Perspectives on external electric fields in molecular simulation: progress, prospects and challenges

Significance Statement

Molecular simulation has contributed much to our fundamental insights on electric- and electromagnetic- field effects on systems of biological interest, including aqueous ones, often at the nanoscale, although the precise mechanism of athermal field effects remains largely unknown. For instance, electric fields have a significant influence on water, a compound of major biological relevance. MD-simulation methods have been developed to incorporate external fields, and these applied to studying DNA sequencing, electroporation and a suite of exciting technological applications, ranging from ion confinement, to pumping and crystallisation. Simulation offers the tantalising prospect of in-field prototyping for process design and molecular-mechanistic insights.

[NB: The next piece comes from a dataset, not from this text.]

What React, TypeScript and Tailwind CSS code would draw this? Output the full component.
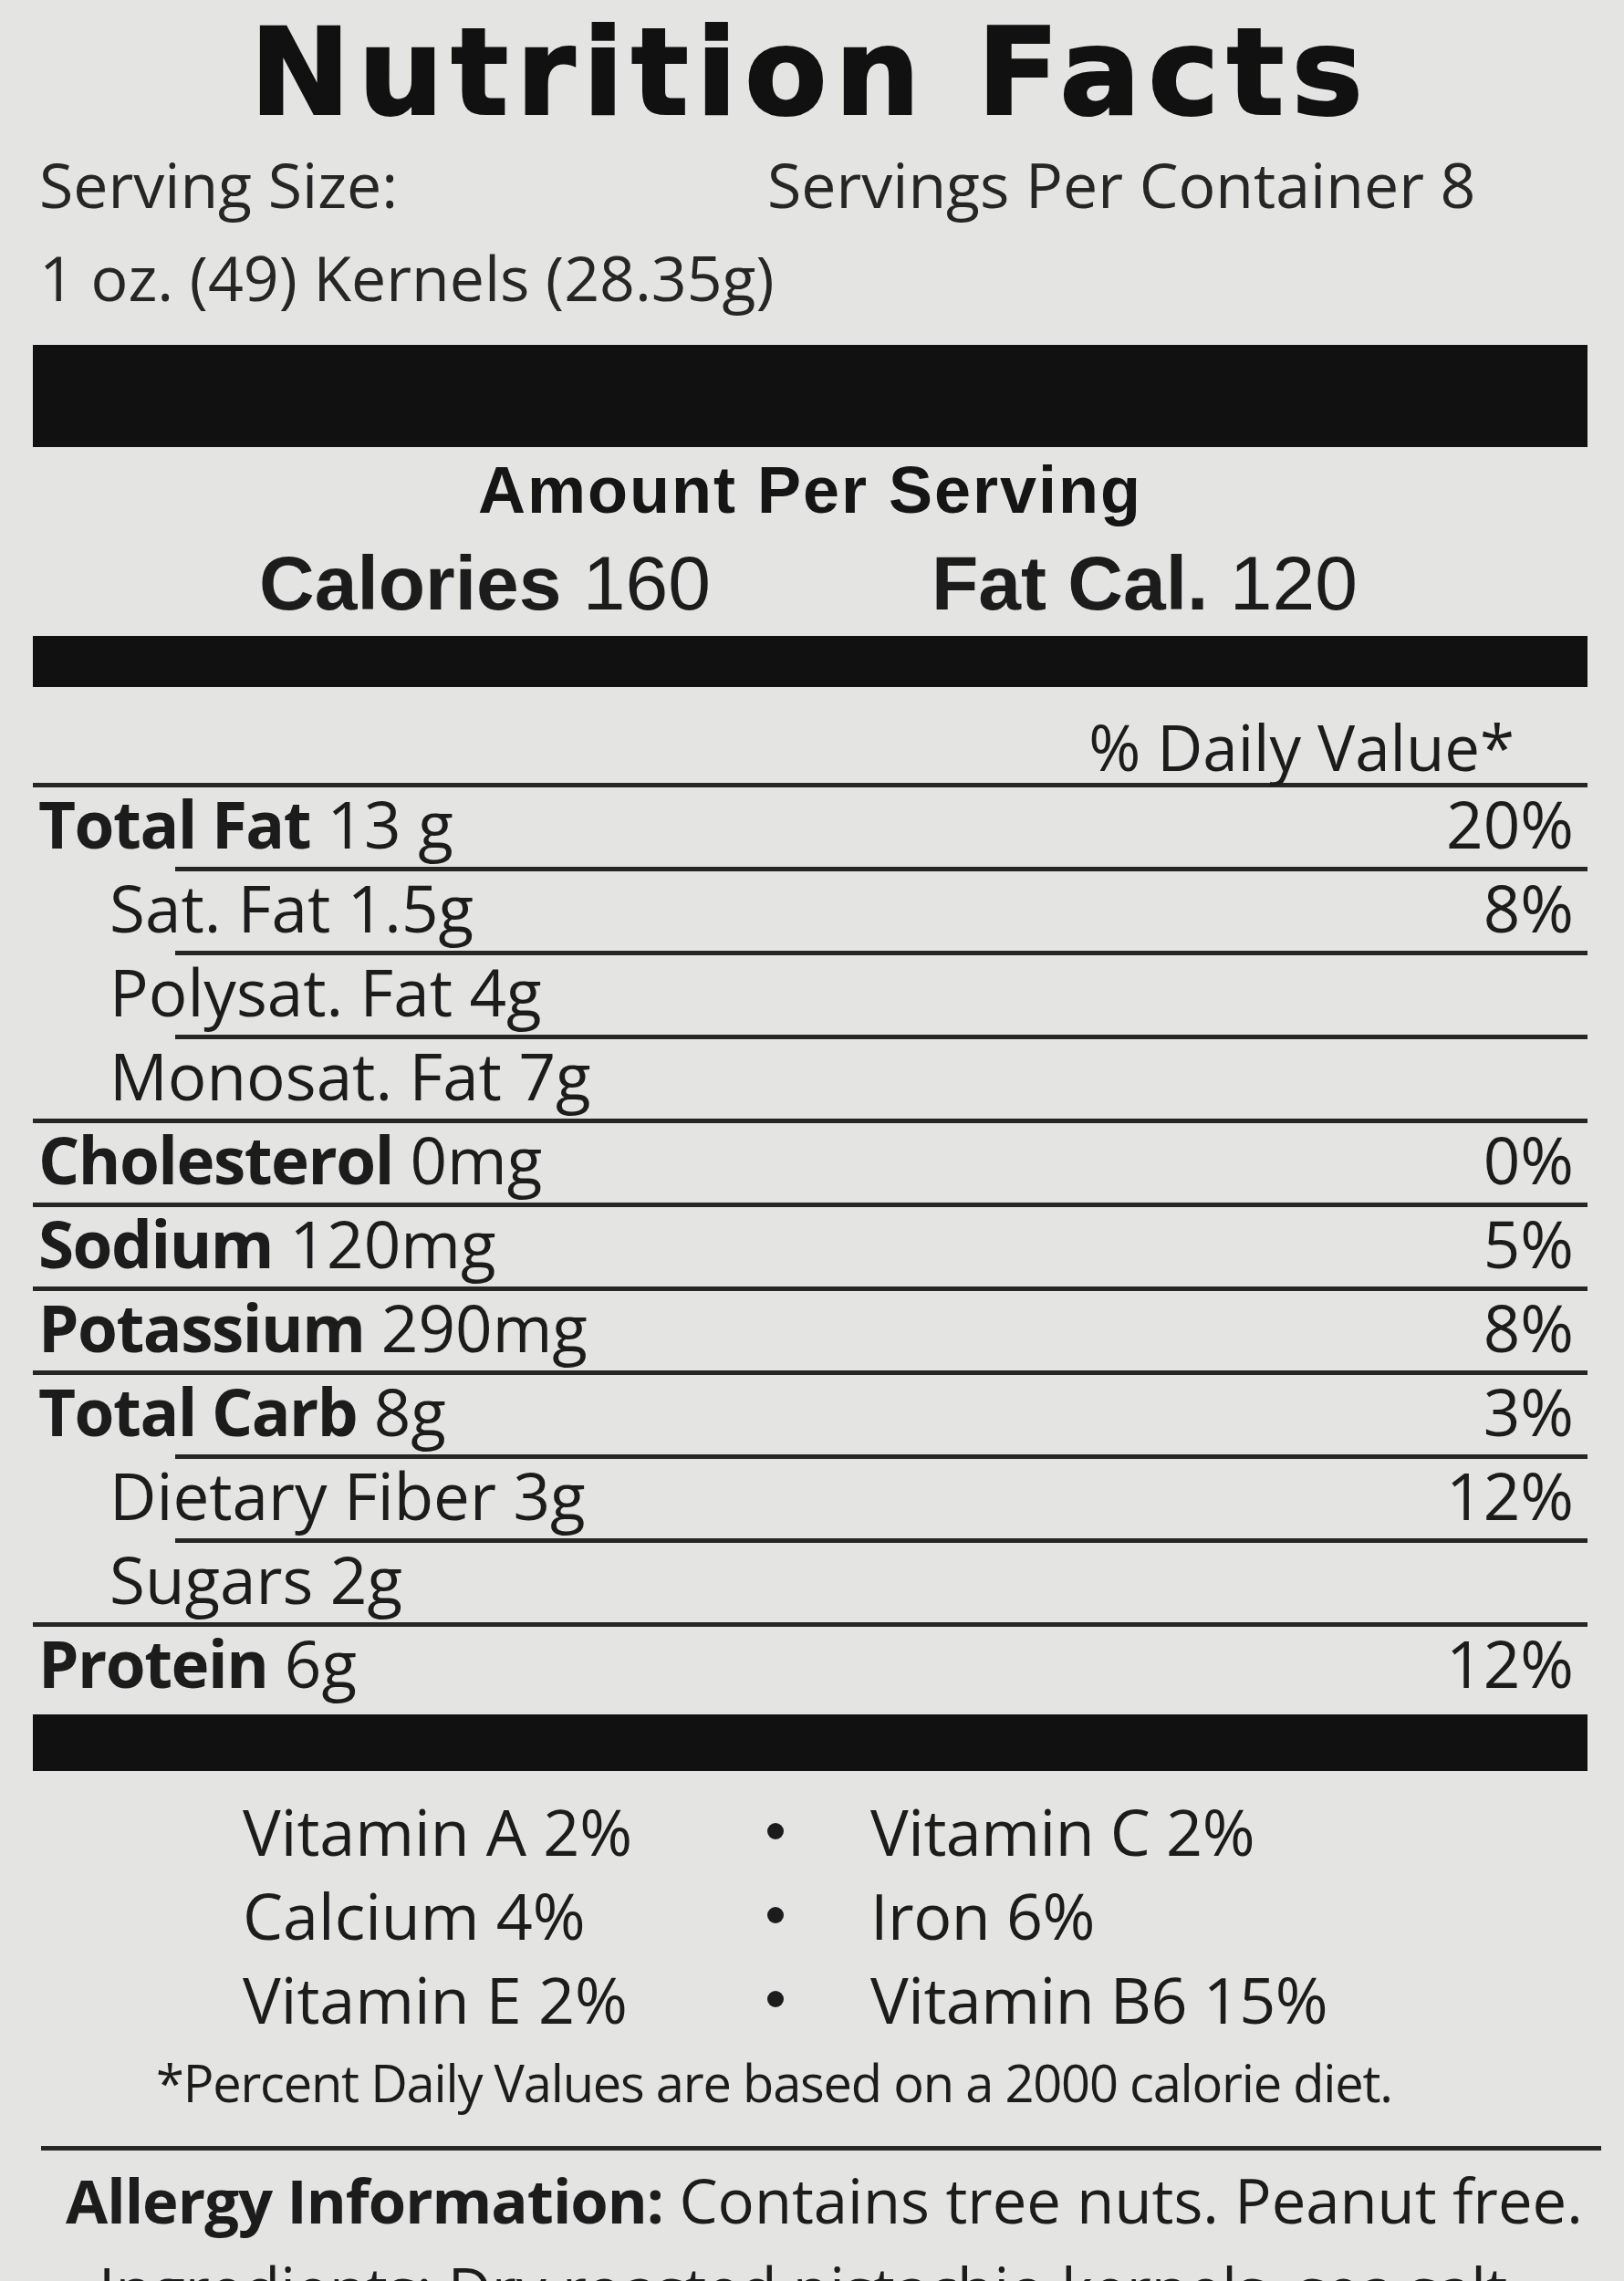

  In terms of outlook for scientific and technological applications, there is much scope for excitement. For instance, the application of electric fields to model effects on long-time protein-folding kinetics and structural rearrangements in viruses, possibly partially immobilised on nanoparticles, will be of importance to nano-medicine, as will modelling electroporation and electrically-driven diffusion for drug-delivery applications into cell membranes, or, indeed, biologically ‘corona-cloaked’ nanoparticles into cells. Modelling field-driven technological applications, such as DNA sequencing and ionic storage, is also deeply exciting. It is expected that this major review will stimulate a good deal of interest within the broad research community.

A wide variety of disparate groups will have an interest, such as: (i) (bio-)physicists, (ii) (bio)chemists, (iii) process engineers, (iv) nanotechnology enthusiasts, (v) microwave-assisted chemistry experts, (vi) device physicists, (vii) the non-equilibrium statistical mechanics community, and both the (viii) method-development and (ix) applications communities within the broad scope of molecular simulation (both classical and quantum).

Perspectives on external electric fields in molecular simulatio progress, prospects and challenges. Advances in Engineering

 

 

Journal Reference

Niall J. English,  Conor J. Waldron. Phys. Chem. Chem. Phys., 2015,17, 12407-12440.

School of Chemical and Bioprocess Engineering, University College Dublin, Belfield, Dublin 4, Ireland.

Abstract

In this review, the application of a wide variety of external electric fields in molecular simulation shall be discussed, including time-varying and electromagnetic, as well as the utility and potential impact and prospects for exploitation of such simulations for real-world and industrial end use. In particular, non-equilibrium molecular dynamics will be discussed, as well as challenges in addressing adequate thermostatting and scaling field amplitudes to more experimentally relevant levels. Attention shall be devoted to recent progress and advances in external fields in ab initio molecular simulation and dynamics, as well as elusive challenges thereof (and, to some extent, for molecular dynamics from empirical potentials), such as timescales required to observe low-frequency and intensity field effects. The challenge of deterministic molecular dynamics in external fields in sampling phase space shall be discussed, along with prospects for application of fields in enhanced-sampling simulations. Finally, the application of external electric fields to a wide variety of aqueous, nanoscale and biological systems will be discussed, often motivated by the possibility of exploitation in real-world applications, which serve to underpin our molecular-level understanding of field effects in terms of microscopic mechanisms, and possibly with a view to control thereof.